#### [Stated goal]
Reproduce the listing exactly and skip over any pictures.
━━━━━━━━━━━━━━━━
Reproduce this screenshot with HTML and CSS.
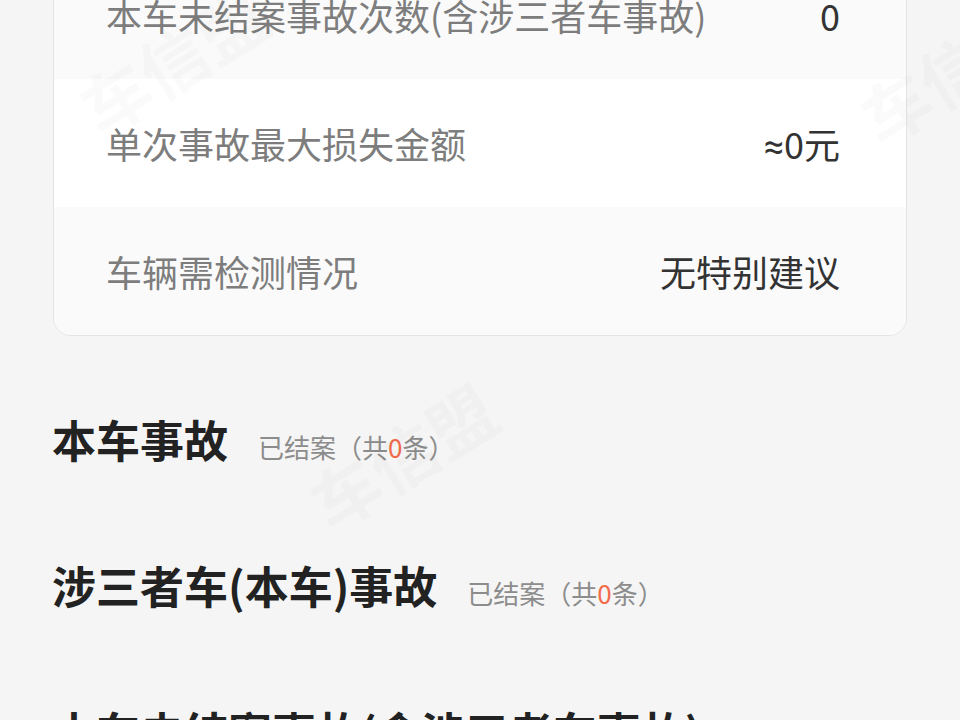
FILE: index.html
```html
<!DOCTYPE html>
<html>

<head>
    <title>出险记录</title>
    <link rel="stylesheet" href="styles.css">
</head>

<body>
    <!-- Summary card -->
    <div class="summary-card">
        <div class="summary-row shaded">
            <span class="row-label">本车未结案事故次数(含涉三者车事故)</span>
            <span class="row-value">0</span>
        </div>
        <div class="summary-row">
            <span class="row-label">单次事故最大损失金额</span>
            <span class="row-value"><span class="approx">≈</span>0元</span>
        </div>
        <div class="summary-row shaded">
            <span class="row-label">车辆需检测情况</span>
            <span class="row-value">无特别建议</span>
        </div>
    </div>

    <!-- Accident sections -->
    <div class="sections">
        <div class="section-title">
            <h2>本车事故</h2>
            <span class="section-count">已结案（共<em>0</em>条）</span>
        </div>
        <div class="section-title">
            <h2>涉三者车(本车)事故</h2>
            <span class="section-count">已结案（共<em>0</em>条）</span>
        </div>
        <div class="section-title">
            <h2>本车未结案事故(含涉三者车事故)</h2>
        </div>
    </div>

    <!-- Watermarks -->
    <div class="watermark wm-center">车信盟</div>
    <div class="watermark wm-left">车信盟</div>
    <div class="watermark wm-right">车信盟</div>
</body>

</html>
```

FILE: styles.css
```css
/* General page styles */
body {
    margin: 0;
    background-color: #f5f5f5;
    font-family: "Noto Sans CJK SC", "Noto Sans", sans-serif;
    overflow: hidden;
    height: 720px;
    position: relative;
}

/* Summary card */
.summary-card {
    margin: -50px 53px 0 53px;
    background: #fff;
    border: 1px solid #e4e4e4;
    border-radius: 18px;
    overflow: hidden;
}

.summary-row {
    height: 128px;
    display: flex;
    align-items: center;
    justify-content: space-between;
    padding: 0 66px 0 52px;
    font-size: 36px;
}

.summary-row.shaded {
    background: #fafafa;
}

.row-label {
    color: #7d7d7d;
}

.row-value {
    color: #333;
}

.approx {
    font-family: "Roboto", sans-serif;
}

/* Section headings */
.sections {
    display: flex;
    flex-direction: column;
    gap: 86px;
    padding: 73px 52px 0 52px;
}

.section-title {
    display: flex;
    align-items: baseline;
    height: 60px;
    line-height: 60px;
}

.section-title h2 {
    margin: 0;
    font-size: 44px;
    font-weight: bold;
    color: #222;
    white-space: nowrap;
}

.section-count {
    margin-left: 30px;
    font-size: 26px;
    color: #8c8c8c;
}

.section-count em {
    font-style: normal;
    color: #f26b4a;
}

/* Faint watermarks over the page */
.watermark {
    position: absolute;
    font-size: 68px;
    font-weight: bold;
    color: rgba(0, 0, 0, 0.018);
    transform: rotate(-32deg);
    white-space: nowrap;
    pointer-events: none;
}

.wm-center {
    left: 300px;
    top: 405px;
}

.wm-left {
    left: 70px;
    top: 10px;
}

.wm-right {
    left: 850px;
    top: 20px;
}
```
━━━━━━━━━━━━━━━━
#### [Solution for this problem]
Reproduce this screenshot with HTML and CSS.
FILE: index.html
```html
<!DOCTYPE html>
<html>

<head>
    <title>出险记录</title>
    <link rel="stylesheet" href="styles.css">
</head>

<body>
    <!-- Summary card -->
    <div class="summary-card">
        <div class="summary-row shaded">
            <span class="row-label">本车未结案事故次数(含涉三者车事故)</span>
            <span class="row-value">0</span>
        </div>
        <div class="summary-row">
            <span class="row-label">单次事故最大损失金额</span>
            <span class="row-value"><span class="approx">≈</span>0元</span>
        </div>
        <div class="summary-row shaded">
            <span class="row-label">车辆需检测情况</span>
            <span class="row-value">无特别建议</span>
        </div>
    </div>

    <!-- Accident sections -->
    <div class="sections">
        <div class="section-title">
            <h2>本车事故</h2>
            <span class="section-count">已结案（共<em>0</em>条）</span>
        </div>
        <div class="section-title">
            <h2>涉三者车(本车)事故</h2>
            <span class="section-count">已结案（共<em>0</em>条）</span>
        </div>
        <div class="section-title">
            <h2>本车未结案事故(含涉三者车事故)</h2>
        </div>
    </div>

    <!-- Watermarks -->
    <div class="watermark wm-center">车信盟</div>
    <div class="watermark wm-left">车信盟</div>
    <div class="watermark wm-right">车信盟</div>
</body>

</html>
```

FILE: styles.css
```css
/* General page styles */
body {
    margin: 0;
    background-color: #f5f5f5;
    font-family: "Noto Sans CJK SC", "Noto Sans", sans-serif;
    overflow: hidden;
    height: 720px;
    position: relative;
}

/* Summary card */
.summary-card {
    margin: -50px 53px 0 53px;
    background: #fff;
    border: 1px solid #e4e4e4;
    border-radius: 18px;
    overflow: hidden;
}

.summary-row {
    height: 128px;
    display: flex;
    align-items: center;
    justify-content: space-between;
    padding: 0 66px 0 52px;
    font-size: 36px;
}

.summary-row.shaded {
    background: #fafafa;
}

.row-label {
    color: #7d7d7d;
}

.row-value {
    color: #333;
}

.approx {
    font-family: "Roboto", sans-serif;
}

/* Section headings */
.sections {
    display: flex;
    flex-direction: column;
    gap: 86px;
    padding: 73px 52px 0 52px;
}

.section-title {
    display: flex;
    align-items: baseline;
    height: 60px;
    line-height: 60px;
}

.section-title h2 {
    margin: 0;
    font-size: 44px;
    font-weight: bold;
    color: #222;
    white-space: nowrap;
}

.section-count {
    margin-left: 30px;
    font-size: 26px;
    color: #8c8c8c;
}

.section-count em {
    font-style: normal;
    color: #f26b4a;
}

/* Faint watermarks over the page */
.watermark {
    position: absolute;
    font-size: 68px;
    font-weight: bold;
    color: rgba(0, 0, 0, 0.018);
    transform: rotate(-32deg);
    white-space: nowrap;
    pointer-events: none;
}

.wm-center {
    left: 300px;
    top: 405px;
}

.wm-left {
    left: 70px;
    top: 10px;
}

.wm-right {
    left: 850px;
    top: 20px;
}
```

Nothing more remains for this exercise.